Your task is to locate every line holding the string "this" and to copy each of them.

* BEGIN Data section *

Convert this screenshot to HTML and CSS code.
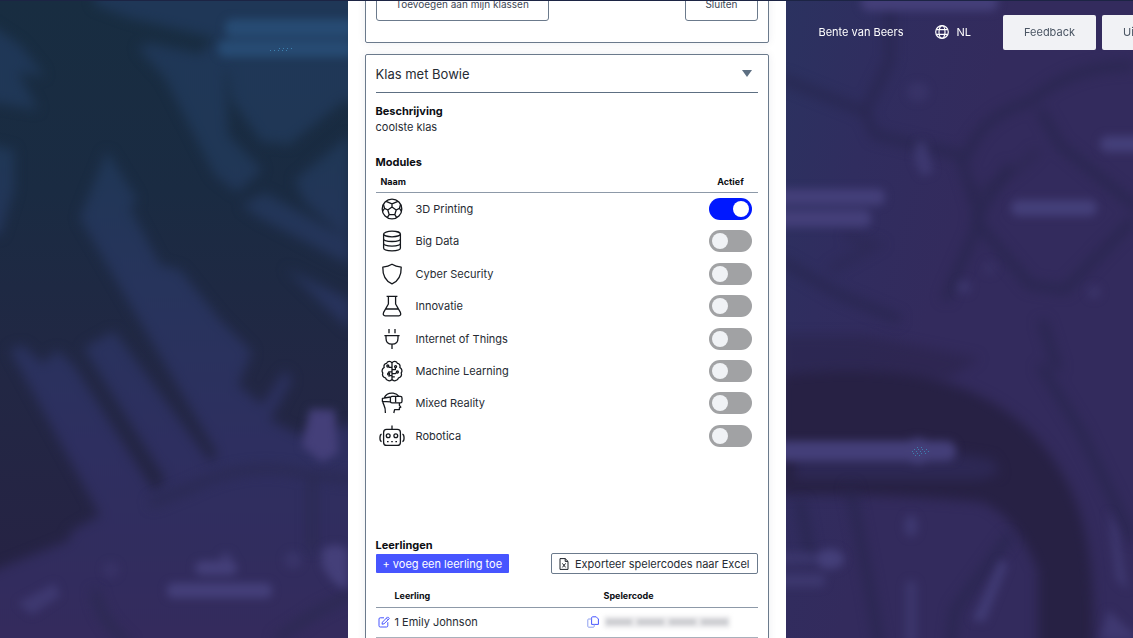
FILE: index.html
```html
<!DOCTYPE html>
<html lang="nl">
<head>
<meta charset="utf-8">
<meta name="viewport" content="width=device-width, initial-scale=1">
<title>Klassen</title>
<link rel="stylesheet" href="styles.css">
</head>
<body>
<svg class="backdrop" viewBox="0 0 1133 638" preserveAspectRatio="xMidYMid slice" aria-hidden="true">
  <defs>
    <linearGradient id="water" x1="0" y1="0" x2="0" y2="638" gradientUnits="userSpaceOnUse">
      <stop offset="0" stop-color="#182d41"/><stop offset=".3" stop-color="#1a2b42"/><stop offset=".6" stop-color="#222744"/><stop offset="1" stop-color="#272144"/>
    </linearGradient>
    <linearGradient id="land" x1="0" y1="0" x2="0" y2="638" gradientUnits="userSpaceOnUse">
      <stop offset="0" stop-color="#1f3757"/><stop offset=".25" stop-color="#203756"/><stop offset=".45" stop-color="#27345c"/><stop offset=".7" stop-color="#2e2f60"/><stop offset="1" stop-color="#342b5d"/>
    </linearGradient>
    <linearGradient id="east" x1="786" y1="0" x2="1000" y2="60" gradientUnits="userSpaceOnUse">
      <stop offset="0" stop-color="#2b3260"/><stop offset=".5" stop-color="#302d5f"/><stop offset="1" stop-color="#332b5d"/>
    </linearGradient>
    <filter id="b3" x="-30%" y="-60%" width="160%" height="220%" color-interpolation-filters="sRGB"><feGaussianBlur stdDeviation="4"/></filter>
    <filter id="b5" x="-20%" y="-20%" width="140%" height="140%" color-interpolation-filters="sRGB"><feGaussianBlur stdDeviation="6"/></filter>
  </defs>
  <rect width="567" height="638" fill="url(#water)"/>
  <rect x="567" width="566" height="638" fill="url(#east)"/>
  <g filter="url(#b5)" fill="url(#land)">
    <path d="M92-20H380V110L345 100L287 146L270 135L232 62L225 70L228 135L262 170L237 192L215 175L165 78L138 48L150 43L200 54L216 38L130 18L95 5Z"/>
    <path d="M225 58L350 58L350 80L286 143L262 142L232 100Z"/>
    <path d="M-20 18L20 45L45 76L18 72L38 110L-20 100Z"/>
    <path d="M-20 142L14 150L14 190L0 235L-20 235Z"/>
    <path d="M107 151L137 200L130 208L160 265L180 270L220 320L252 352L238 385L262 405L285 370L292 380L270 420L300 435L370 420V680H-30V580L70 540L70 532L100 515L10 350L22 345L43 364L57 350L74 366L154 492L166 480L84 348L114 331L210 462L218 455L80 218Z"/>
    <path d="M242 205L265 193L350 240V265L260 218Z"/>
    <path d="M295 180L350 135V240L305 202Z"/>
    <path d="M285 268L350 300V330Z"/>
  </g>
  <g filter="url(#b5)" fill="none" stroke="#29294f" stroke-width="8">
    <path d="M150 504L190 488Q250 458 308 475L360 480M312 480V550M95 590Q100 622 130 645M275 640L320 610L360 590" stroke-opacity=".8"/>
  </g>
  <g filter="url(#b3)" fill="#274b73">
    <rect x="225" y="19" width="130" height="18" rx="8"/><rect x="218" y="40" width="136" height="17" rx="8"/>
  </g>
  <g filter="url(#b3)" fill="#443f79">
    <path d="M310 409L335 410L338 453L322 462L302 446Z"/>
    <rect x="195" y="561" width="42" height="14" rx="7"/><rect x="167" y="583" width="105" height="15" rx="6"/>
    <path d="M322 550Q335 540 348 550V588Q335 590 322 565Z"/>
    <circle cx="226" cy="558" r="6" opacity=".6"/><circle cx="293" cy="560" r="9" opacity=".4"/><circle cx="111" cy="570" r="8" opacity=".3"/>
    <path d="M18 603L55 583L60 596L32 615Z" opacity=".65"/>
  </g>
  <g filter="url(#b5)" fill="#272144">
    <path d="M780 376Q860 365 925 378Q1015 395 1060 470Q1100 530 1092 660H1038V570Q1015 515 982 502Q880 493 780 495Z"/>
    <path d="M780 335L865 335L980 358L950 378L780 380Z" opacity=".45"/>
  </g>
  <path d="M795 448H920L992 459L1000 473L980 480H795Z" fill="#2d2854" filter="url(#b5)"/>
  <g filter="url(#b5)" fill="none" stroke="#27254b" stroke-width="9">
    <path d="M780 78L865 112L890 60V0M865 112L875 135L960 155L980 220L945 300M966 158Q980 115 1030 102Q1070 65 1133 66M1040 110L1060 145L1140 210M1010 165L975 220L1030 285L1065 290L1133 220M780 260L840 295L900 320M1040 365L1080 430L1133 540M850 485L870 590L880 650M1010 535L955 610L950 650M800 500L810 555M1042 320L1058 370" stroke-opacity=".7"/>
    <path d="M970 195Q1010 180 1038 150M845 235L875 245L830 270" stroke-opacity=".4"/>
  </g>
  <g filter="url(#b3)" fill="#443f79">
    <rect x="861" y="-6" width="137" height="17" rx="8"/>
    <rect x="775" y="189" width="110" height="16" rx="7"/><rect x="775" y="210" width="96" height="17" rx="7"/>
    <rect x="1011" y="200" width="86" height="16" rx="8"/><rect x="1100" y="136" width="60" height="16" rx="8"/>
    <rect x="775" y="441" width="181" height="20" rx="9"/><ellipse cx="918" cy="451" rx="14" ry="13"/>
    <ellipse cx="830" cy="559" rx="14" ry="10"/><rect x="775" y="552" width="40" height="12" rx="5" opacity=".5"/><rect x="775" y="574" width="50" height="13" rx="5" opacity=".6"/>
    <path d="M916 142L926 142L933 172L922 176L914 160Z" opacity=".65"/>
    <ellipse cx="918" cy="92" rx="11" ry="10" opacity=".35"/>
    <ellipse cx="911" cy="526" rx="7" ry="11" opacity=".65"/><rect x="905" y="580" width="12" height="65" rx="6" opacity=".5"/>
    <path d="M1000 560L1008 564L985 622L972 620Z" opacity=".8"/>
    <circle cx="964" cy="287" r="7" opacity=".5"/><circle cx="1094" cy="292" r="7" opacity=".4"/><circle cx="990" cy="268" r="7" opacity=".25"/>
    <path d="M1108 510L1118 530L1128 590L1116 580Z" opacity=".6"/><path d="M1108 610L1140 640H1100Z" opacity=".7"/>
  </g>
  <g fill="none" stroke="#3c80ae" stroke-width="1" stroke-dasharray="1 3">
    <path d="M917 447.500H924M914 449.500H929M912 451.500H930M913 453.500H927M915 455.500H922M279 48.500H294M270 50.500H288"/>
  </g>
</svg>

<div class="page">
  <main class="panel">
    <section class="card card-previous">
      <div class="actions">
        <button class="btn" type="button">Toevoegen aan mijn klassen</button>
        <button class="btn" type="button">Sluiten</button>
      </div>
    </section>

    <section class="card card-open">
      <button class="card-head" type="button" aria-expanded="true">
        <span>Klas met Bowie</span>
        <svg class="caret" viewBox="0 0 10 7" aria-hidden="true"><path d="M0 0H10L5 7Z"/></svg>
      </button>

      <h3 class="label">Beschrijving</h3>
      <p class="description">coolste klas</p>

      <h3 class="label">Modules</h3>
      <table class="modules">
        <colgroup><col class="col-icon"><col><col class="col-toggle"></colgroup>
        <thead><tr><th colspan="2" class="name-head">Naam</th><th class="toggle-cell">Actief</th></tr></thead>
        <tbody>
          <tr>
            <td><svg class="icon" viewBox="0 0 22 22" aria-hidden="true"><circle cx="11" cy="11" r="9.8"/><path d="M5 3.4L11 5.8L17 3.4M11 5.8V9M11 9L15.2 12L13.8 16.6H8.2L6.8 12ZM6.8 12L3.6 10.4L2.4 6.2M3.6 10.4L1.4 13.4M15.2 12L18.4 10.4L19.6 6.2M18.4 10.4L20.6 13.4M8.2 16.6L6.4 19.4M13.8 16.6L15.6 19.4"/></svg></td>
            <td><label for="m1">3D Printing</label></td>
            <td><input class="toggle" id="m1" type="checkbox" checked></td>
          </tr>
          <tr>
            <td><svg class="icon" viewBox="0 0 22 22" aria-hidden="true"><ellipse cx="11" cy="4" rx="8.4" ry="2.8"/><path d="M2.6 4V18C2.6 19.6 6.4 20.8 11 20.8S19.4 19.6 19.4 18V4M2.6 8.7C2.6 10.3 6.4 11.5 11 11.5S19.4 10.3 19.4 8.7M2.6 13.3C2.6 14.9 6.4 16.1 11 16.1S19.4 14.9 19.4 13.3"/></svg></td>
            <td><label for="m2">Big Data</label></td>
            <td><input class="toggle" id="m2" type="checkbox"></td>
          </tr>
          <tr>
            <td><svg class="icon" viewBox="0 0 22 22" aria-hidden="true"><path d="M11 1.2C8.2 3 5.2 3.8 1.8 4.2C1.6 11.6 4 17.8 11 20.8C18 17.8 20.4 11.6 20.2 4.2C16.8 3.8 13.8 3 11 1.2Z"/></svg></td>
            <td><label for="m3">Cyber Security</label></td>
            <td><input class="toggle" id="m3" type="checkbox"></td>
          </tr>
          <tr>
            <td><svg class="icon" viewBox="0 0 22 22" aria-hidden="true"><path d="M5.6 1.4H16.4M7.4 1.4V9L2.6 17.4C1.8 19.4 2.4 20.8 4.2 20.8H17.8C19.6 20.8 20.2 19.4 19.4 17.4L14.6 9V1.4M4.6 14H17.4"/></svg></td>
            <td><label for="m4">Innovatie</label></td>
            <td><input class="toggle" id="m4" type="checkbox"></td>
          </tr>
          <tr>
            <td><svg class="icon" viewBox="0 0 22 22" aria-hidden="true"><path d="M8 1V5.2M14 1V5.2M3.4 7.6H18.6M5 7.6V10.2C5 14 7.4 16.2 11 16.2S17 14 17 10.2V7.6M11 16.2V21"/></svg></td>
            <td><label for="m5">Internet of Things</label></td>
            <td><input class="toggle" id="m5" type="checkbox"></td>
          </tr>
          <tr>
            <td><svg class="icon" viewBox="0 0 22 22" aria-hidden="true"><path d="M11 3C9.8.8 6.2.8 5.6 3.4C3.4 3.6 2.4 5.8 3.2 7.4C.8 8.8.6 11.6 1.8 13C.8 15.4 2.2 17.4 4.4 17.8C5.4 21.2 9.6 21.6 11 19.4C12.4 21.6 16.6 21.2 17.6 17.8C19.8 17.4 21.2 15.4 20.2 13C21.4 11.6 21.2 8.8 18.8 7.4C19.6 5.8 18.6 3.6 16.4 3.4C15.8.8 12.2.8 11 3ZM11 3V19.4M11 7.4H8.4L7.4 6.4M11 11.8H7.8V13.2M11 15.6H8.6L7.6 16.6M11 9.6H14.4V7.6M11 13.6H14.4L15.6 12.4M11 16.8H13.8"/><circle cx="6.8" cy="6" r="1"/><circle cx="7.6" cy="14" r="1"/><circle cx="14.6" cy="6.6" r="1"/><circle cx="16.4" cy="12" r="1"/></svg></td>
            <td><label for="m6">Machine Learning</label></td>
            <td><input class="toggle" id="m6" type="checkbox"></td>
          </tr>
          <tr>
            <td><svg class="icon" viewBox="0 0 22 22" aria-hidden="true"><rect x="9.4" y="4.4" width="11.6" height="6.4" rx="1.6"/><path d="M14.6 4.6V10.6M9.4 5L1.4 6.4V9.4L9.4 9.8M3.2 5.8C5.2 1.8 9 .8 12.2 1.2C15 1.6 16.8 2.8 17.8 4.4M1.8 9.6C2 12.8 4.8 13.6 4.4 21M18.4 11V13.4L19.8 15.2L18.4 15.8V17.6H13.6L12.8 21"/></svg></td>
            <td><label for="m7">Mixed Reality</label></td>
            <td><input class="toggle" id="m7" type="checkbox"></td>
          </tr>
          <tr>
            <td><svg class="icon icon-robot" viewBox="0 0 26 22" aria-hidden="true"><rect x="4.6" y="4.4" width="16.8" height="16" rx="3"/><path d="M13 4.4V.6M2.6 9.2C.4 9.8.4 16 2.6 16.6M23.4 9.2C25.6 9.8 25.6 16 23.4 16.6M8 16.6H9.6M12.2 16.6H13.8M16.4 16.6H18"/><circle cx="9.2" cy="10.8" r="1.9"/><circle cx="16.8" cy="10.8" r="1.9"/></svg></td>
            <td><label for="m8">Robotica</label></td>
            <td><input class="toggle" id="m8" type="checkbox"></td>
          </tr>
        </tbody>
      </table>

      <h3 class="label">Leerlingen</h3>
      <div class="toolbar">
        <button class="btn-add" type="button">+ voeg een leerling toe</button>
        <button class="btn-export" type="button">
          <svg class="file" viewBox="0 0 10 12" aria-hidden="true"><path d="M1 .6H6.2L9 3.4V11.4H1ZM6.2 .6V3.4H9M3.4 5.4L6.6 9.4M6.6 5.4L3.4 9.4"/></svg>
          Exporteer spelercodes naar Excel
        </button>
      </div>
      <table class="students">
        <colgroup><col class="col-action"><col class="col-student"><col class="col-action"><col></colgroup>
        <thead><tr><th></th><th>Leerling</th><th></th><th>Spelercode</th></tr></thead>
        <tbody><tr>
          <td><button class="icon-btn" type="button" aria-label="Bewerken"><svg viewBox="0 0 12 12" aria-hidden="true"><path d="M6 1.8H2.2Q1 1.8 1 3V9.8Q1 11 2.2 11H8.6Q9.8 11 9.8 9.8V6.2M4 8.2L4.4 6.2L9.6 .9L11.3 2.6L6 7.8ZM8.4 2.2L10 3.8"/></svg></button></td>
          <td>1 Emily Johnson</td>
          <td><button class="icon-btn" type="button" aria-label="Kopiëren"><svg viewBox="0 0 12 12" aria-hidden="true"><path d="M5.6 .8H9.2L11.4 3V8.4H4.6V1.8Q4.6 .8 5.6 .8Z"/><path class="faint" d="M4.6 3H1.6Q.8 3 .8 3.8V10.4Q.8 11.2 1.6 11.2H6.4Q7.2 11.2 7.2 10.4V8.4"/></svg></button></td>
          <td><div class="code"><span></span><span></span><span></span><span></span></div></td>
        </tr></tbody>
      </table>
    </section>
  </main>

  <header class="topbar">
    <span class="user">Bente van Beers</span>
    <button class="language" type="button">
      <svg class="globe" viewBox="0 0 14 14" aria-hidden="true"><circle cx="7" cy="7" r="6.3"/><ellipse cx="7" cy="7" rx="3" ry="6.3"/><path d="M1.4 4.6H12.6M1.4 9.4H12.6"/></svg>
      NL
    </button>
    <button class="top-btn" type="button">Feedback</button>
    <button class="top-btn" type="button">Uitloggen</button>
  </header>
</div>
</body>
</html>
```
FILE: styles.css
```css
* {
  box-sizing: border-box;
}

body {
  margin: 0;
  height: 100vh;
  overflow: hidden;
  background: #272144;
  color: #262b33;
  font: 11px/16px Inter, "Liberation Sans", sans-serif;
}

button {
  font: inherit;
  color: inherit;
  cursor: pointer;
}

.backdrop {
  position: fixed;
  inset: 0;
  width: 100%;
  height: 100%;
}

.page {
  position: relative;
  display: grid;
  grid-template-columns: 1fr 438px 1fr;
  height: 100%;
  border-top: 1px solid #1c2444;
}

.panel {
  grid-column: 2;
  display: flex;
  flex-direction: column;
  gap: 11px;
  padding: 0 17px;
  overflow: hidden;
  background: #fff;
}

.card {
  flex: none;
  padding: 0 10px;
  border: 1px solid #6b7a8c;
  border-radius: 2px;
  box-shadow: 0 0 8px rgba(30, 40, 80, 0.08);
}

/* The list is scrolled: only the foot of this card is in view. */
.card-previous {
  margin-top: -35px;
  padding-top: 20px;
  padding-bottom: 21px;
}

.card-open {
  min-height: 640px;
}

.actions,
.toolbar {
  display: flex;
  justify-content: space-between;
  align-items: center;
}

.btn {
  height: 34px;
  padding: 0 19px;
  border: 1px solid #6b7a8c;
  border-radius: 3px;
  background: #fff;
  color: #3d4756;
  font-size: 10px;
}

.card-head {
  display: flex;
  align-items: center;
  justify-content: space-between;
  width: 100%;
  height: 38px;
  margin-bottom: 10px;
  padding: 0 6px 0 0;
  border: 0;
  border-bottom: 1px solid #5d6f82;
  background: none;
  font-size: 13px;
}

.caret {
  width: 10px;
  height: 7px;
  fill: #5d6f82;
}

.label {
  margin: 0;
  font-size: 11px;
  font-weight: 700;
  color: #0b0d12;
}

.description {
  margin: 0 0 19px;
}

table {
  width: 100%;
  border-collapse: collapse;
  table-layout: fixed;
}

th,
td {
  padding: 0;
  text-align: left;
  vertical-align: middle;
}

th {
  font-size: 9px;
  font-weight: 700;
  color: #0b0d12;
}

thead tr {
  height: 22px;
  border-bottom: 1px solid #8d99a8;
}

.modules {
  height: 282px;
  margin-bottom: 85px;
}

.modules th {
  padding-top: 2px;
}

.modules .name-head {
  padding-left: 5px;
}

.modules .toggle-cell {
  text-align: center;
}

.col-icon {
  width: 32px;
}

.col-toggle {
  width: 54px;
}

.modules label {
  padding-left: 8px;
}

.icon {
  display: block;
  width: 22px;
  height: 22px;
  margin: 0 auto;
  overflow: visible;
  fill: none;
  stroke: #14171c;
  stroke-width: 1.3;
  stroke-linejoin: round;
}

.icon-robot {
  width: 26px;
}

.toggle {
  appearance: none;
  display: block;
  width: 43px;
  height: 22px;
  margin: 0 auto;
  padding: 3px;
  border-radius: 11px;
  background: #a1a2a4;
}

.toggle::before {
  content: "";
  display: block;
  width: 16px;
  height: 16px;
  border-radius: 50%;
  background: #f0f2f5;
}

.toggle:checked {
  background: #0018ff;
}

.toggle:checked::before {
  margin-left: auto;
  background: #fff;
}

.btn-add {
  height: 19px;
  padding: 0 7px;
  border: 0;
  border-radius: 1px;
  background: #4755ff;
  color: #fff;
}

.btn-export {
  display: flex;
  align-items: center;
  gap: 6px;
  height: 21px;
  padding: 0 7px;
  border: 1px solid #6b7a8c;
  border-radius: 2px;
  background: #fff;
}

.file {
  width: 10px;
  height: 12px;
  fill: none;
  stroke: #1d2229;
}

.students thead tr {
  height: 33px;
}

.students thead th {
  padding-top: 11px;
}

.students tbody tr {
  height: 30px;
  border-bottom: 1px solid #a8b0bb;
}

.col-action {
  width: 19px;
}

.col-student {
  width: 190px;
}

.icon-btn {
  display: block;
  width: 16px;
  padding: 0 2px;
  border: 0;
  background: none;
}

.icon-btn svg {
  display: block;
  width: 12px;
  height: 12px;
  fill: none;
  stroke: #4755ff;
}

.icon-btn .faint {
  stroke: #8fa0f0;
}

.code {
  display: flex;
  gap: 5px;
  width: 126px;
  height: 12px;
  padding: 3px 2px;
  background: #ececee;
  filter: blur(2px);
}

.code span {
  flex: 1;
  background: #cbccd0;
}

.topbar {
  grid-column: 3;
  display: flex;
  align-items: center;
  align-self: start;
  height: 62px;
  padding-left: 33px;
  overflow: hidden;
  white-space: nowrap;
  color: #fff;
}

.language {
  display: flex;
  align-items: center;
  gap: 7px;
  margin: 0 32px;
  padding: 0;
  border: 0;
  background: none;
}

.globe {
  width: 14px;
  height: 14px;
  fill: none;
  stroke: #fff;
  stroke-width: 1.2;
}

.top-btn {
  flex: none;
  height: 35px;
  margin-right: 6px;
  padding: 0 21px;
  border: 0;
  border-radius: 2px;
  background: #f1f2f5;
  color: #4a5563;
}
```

* END Data section *

▶ Reply to the exercise
Convert this screenshot to HTML and CSS code.
/* The list is scrolled: only the foot of this card is in view. */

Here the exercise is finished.